Manuscript form Expanded form Encoding
(pp) <seg type="ligature"> pp </seg>

However, some ligatures are formed in such a manner that it is difficult to distinguish the separate parts. That applies to the ligature of long s + h, k and þ. In these cases, we suggest that it is advisable to use individual entities. These characters must be referred to the Private Use Area.

Abbreviated form Expanded form Encoding of abbreviation Encoding of expansion Code point
hanſ <am>&hslonglig;</am> h<ex>an</ex>&slong; EBAD
konungſ <am>&kslonglig;</am> k<ex>onung</ex>&slong; EBAE
þeſſ <am>&</am> þ<ex>e&slong;</ex>&slong; E734

Often, a horizontal bar is used across these ligatures. The bar may be encoded separately with its usual entity, &bar; (cf. ch. 6.4.1 above) or with a character located in the Private Use Area.

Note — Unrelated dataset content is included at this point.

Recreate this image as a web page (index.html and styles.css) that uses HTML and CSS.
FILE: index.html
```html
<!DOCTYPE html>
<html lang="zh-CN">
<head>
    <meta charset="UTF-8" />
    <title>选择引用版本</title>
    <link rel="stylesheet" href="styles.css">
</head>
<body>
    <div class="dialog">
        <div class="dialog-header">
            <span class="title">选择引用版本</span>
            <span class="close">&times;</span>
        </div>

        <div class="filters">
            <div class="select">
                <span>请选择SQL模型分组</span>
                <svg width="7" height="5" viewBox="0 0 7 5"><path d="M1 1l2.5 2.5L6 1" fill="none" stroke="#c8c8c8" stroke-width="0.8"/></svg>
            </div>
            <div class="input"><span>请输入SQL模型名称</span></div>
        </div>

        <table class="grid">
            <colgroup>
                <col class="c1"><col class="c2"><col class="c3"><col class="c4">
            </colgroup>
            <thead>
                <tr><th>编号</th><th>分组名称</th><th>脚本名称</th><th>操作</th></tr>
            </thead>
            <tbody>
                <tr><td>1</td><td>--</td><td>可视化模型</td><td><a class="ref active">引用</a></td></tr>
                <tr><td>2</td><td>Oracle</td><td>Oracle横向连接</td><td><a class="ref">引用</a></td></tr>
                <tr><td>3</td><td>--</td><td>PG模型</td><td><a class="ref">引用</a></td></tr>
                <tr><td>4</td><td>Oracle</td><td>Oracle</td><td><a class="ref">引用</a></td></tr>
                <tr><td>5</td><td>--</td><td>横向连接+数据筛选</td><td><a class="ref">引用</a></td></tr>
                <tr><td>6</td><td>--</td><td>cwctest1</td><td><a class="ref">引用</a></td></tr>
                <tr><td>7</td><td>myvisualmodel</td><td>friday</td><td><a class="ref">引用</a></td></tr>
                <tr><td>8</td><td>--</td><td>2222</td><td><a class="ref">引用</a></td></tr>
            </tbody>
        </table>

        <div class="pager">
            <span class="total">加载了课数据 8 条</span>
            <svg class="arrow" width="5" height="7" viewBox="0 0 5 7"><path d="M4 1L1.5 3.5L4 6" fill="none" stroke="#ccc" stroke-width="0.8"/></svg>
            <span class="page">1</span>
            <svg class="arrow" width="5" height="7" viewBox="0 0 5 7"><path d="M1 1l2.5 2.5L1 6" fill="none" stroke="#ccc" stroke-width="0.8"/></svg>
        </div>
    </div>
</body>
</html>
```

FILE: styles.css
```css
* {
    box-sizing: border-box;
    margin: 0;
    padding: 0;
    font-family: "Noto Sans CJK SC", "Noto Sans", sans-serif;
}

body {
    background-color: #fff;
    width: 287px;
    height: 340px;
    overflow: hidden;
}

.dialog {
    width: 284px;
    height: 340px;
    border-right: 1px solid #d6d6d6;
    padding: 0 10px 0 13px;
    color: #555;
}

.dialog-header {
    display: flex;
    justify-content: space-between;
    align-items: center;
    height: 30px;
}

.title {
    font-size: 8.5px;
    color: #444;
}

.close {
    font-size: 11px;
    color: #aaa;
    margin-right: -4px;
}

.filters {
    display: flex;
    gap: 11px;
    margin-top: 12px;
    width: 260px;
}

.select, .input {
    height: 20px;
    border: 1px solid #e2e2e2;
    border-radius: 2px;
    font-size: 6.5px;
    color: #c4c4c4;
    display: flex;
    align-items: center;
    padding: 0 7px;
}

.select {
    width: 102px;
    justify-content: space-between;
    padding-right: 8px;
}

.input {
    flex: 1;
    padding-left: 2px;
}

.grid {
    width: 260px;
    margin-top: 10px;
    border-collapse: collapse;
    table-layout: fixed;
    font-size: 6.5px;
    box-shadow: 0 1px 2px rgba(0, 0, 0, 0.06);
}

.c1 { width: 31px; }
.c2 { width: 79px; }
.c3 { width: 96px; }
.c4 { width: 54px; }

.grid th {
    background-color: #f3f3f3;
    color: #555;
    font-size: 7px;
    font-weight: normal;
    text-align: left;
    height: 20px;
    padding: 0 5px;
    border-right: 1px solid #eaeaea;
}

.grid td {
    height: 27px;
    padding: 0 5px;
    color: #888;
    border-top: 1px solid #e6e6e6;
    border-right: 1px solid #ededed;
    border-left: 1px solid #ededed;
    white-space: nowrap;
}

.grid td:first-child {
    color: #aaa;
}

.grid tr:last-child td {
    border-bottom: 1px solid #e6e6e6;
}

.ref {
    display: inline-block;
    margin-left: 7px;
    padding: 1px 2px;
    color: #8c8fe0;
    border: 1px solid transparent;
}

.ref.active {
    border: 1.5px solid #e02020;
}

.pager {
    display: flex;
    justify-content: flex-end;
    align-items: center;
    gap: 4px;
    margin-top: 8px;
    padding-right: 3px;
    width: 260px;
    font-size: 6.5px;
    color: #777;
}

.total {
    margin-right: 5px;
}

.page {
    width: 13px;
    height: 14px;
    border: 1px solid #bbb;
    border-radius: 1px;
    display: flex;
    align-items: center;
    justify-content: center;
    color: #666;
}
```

Abbreviated form Expanded form Encoding of abbreviation Encoding of expansion Code point
konungſ <am>&kslonglig;&bar;</am> k<ex>onung</ex>&slong; EBAE + 0305
konungſ <am>&kslongligbar;</am> k<ex>onung</ex>&slong; E7C8

6.5.7 The character “r” as interlinear ligature

A quite special type of abbreviation is interlinear “r” in ligature with e.g. “þ”. We suggest encoding this as a sporadic ligature of “þ” and interlinear “r”.

Abbreviated form Expanded form Encoding of abbreviation Encoding of expansion Code point
þͬ þar <seg type="ligature">&thorn;&rsup;</seg> &thorn;<ex>ar</ex> 00FE + 036C

6.5.8 Sharp “s”

In late Old Norwegian, the “sharp s” appears in a number of abbreviations, e.g. for “skilling”, “smør” and “son”. The German character “sharp s” is defined in Unicode 5.0 as 00DF LATIN SMALL LETTER SHARP S in the range Latin-1 Supplement. We recommend uisng the ISO entity “&szlig;” also when this character is used as an abbreviation mark. The element <am> will indicate clearly that it is an abbreviation mark, not an ordinary character. See the discussion on the full stop in ch. 6.3.8 above.

Abbreviated form Expanded form Encoding of abbreviation Encoding of expansion Code point
Hakonß Hakonson Hakon<am>&szlig;</am> Hakon<ex>son</ex> 00DF

6.6 List of abbreviation marks

An extensive list of abbreviation characters is found in the MUFI character recommendation, cf. Appendix A below.